Interventionism levelled off after 2018, with the cumulative score fluctuating between 92 and 98 over the next few years. With the exception of the second Nagorno–Karabakh war, the region did not see any new conflicts in 2019 and 2020, although violence in Iraq and Libya escalated. Perhaps the process of state collapse had run its course; by 2018, every country in the Middle East and North Africa except for the Persian Gulf monarchies was suffering from a war, limited war, or violent crisis.

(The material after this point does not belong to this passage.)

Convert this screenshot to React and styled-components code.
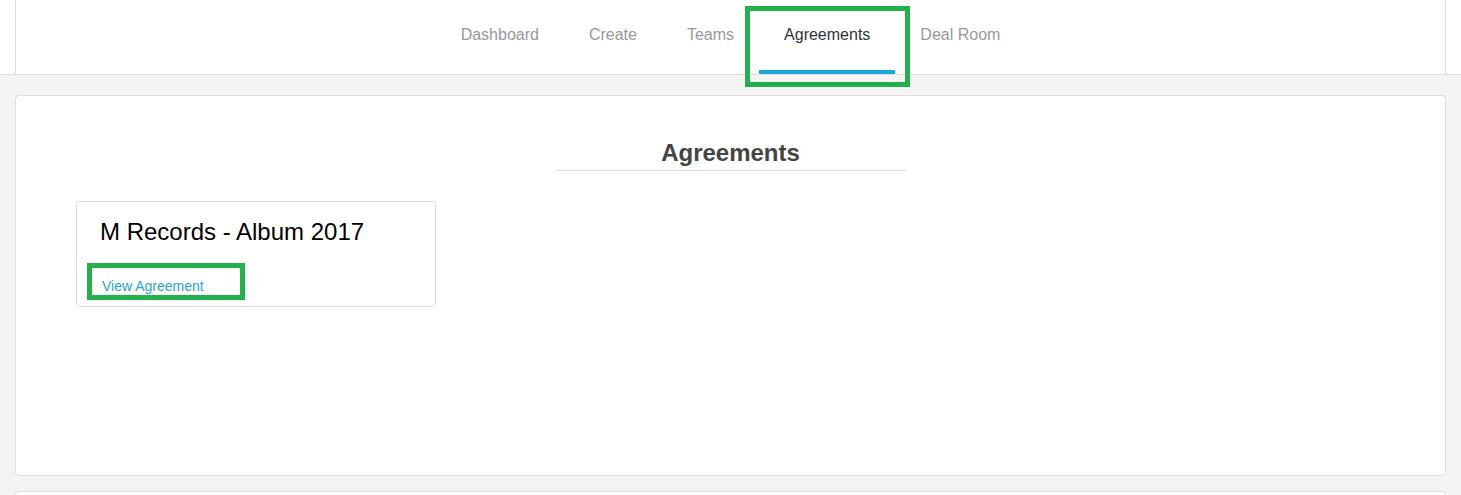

One plausible interpretation of the data is that states were reluctant to abandon their strategic investments but also saw few new opportunities to expand their activities. Indeed, previous examples show how difficult it is for a state to draw down from a proxy intervention.28 On the other hand, a sense of diminishing returns seems to have come over the region. As a Syrian defector close to Saudi intelligence told Al Jazeera in June 2021, “The prevailing attitude can be defined as, ‘times have changed, the Arab Spring is history and the region is transitioning towards a new future, with new geopolitical characteristics.’”29 Middle Eastern states have maintained their involvement in foreign conflicts as these conflicts de-escalate, but there seems to be little appetite or opportunity to begin new interventions.